Some premium gas ranges use infrared broilers instead of exposed flames or electric coils. Infrared broilers heat up exceptionally quickly and deliver more evenly distributed, intense radiant heat, making them especially effective for searing, charring, and caramelizing. Because they run hotter and faster than conventional broilers, food may brown more quickly than expected—so check frequently and reduce cooking times as needed.
Older gas ranges have a broiler drawer, which is a separate compartment beneath the oven floor. These run hot, fast, and with less precision than a top broiler; they're well-suited to thin cuts of meat, toast, and quick melts, but less practical for large dishes or anything that requires more even, controlled browning. If your broiler lives in a drawer, reduce cooking times slightly and check food earlier than you think necessary.
Safety
Don't get distracted: The single most important rule of broiling is to never leave the kitchen. Broiling happens in minutes—sometimes seconds.

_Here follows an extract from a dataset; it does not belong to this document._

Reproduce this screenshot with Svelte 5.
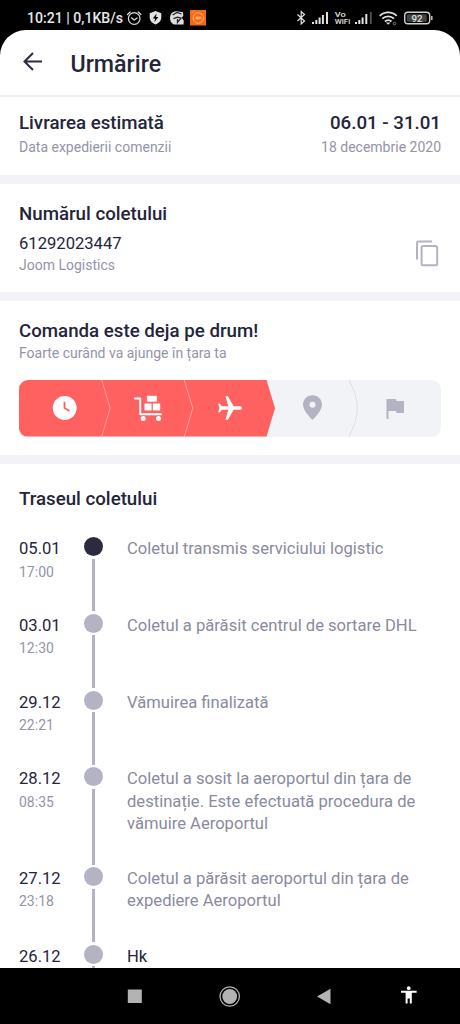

A gratin top can go from golden to blackened in the time it takes to answer a text message.
Preheat: Always heat the broiler for at least five minutes before adding food—a cold element produces uneven, steamy results rather than the sharp, direct heat broiling requires. Pat food dry before it goes under the broiler; any surface moisture steams rather than browns.
Use the right pan: cast iron, a rimmed baking sheet, or a broiler-safe pan is the best choice for broiling. Never use glass bakeware or nonstick pans under the broiler—glass can shatter under direct high heat, and nonstick coatings degrade rapidly at broiler temperatures.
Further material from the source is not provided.